══ Collected data
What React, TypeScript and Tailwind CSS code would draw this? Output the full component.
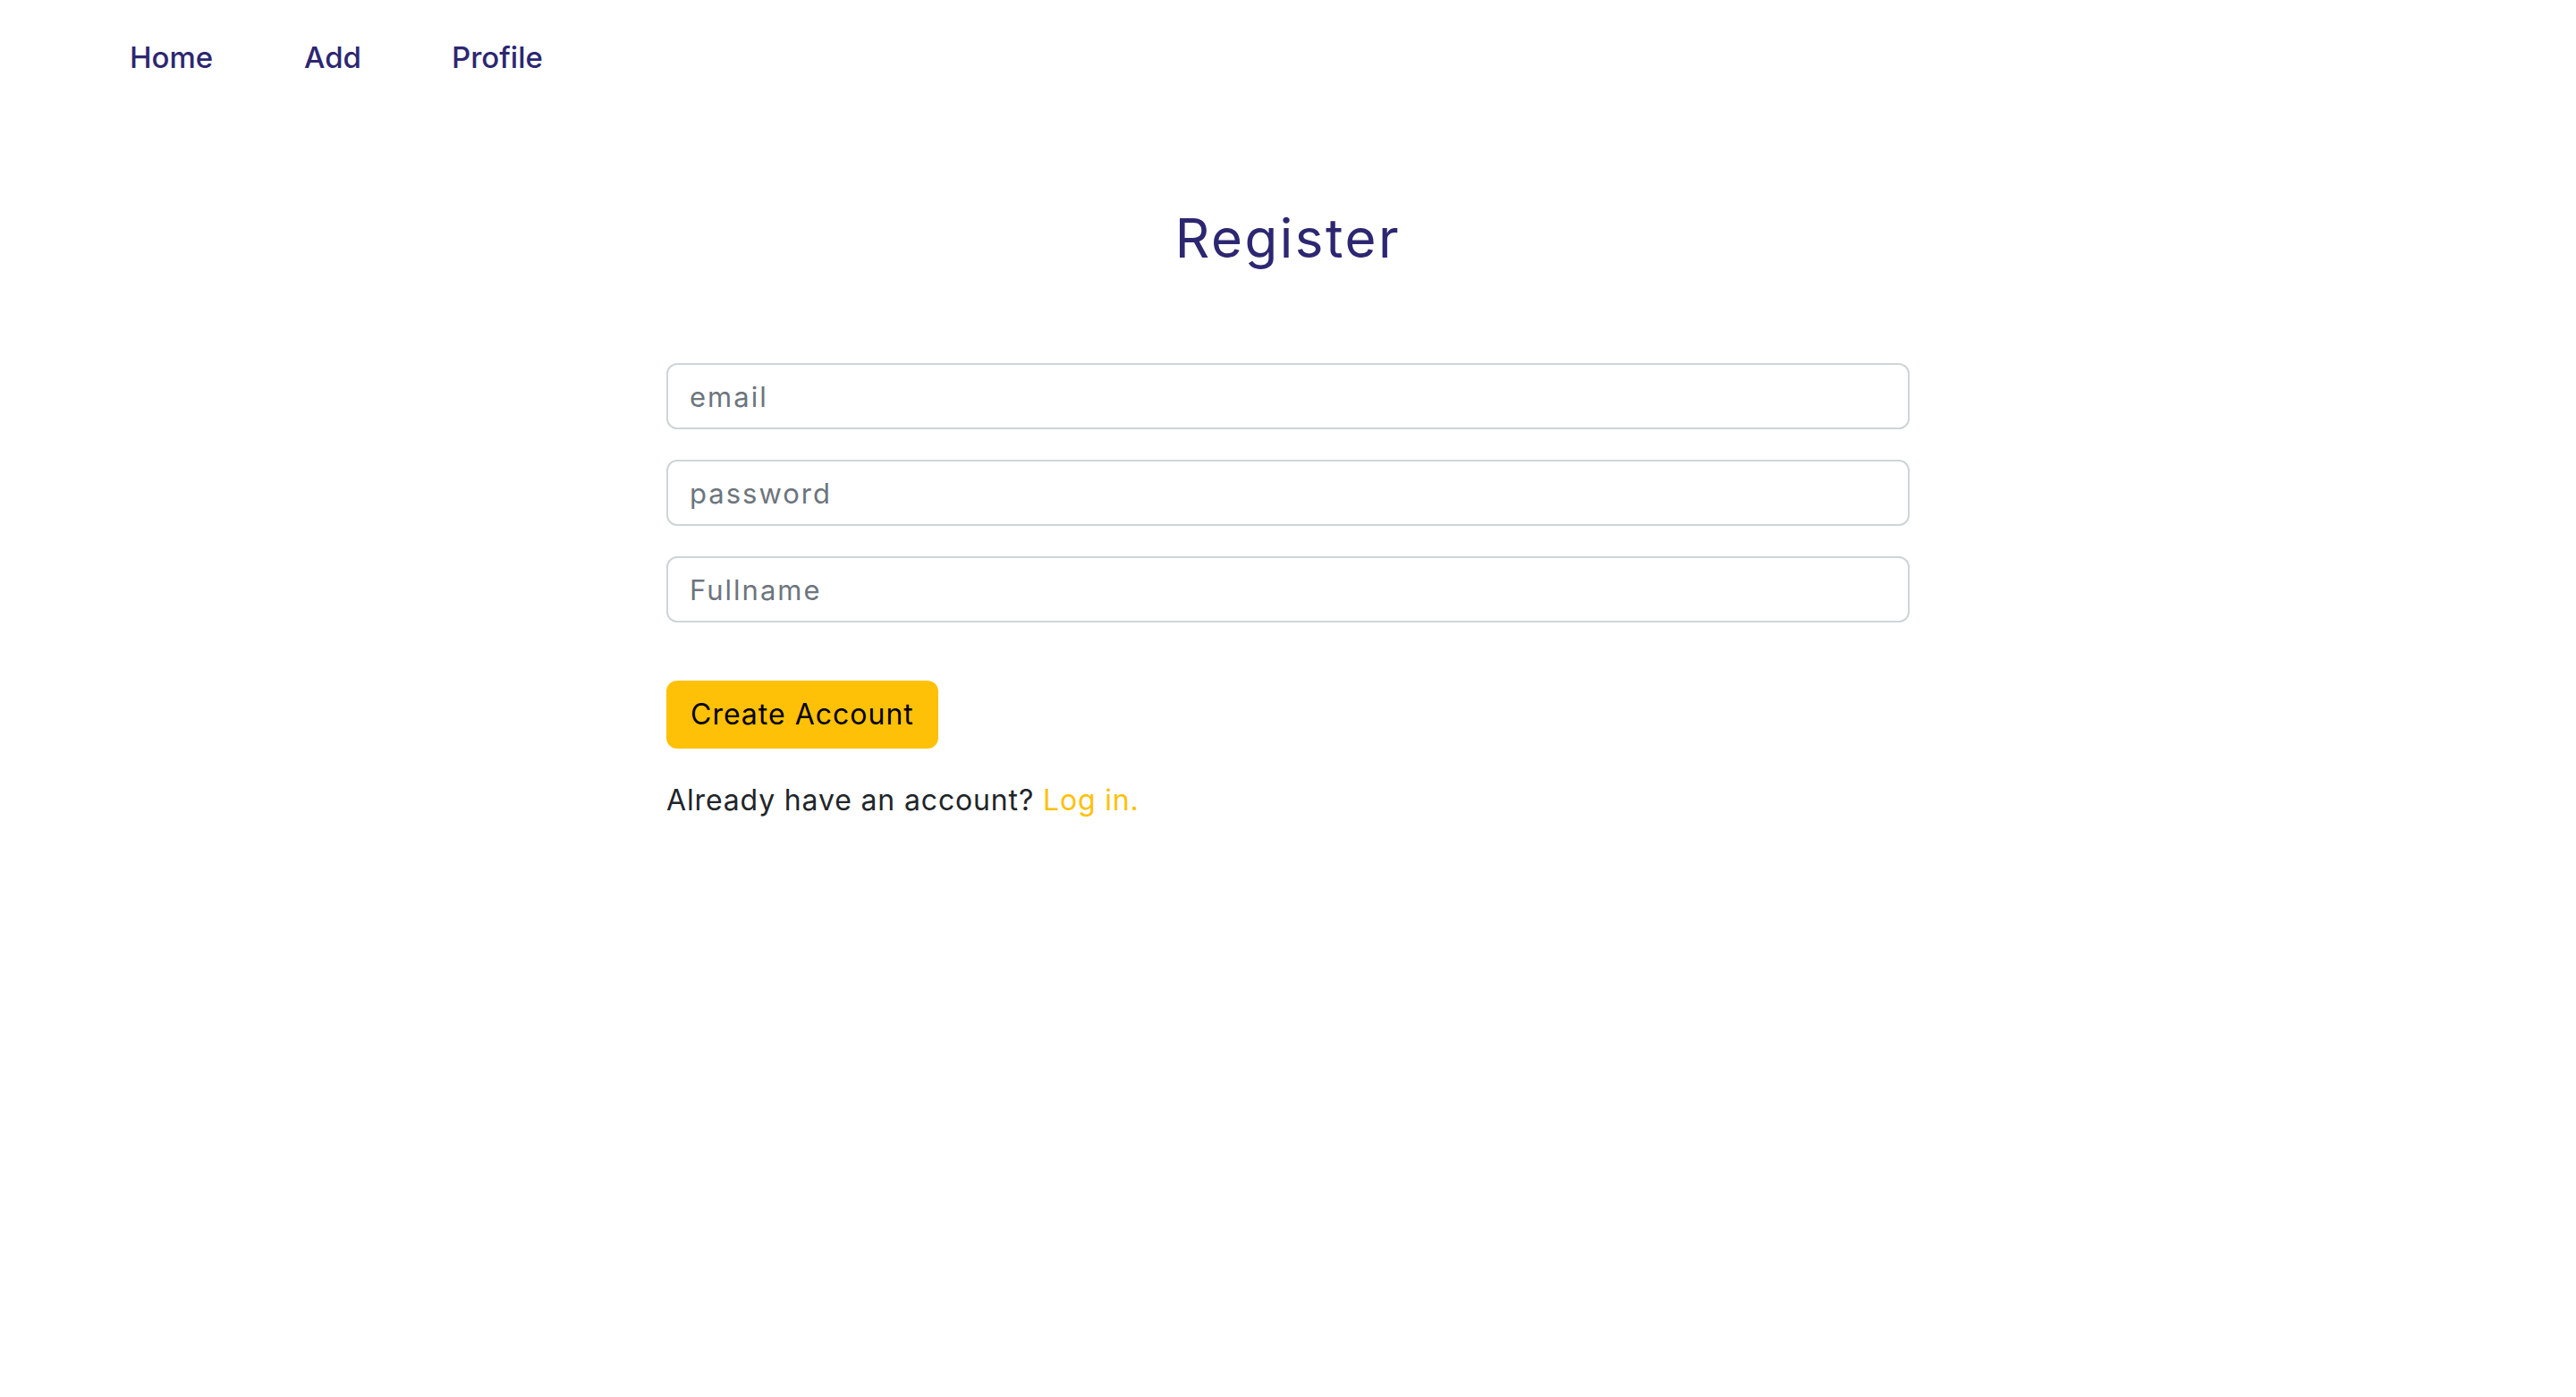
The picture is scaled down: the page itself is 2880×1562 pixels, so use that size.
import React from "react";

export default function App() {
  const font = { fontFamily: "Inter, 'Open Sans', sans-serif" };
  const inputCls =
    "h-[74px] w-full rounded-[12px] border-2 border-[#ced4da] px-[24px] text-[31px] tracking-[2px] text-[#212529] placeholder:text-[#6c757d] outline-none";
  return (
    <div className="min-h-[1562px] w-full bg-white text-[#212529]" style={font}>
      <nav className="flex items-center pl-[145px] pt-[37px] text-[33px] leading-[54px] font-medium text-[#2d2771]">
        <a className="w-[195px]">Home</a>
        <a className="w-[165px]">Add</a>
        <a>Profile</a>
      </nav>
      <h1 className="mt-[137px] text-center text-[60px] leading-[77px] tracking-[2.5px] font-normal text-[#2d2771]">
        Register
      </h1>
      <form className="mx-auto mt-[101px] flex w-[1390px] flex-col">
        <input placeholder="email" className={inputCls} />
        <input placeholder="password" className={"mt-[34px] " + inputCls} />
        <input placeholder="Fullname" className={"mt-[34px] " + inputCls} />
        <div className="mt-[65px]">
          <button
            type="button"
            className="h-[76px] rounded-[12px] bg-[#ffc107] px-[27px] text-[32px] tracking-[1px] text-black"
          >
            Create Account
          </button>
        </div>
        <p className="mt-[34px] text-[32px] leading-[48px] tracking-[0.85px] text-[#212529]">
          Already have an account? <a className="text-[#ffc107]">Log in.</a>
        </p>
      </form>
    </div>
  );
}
════
Task objective - With all pictures left out, please transcribe exactly the lines from the start of the material through the line with "import React from".

Solution for this exercise -
What React, TypeScript and Tailwind CSS code would draw this? Output the full component.
The picture is scaled down: the page itself is 2880×1562 pixels, so use that size.
import React from "react";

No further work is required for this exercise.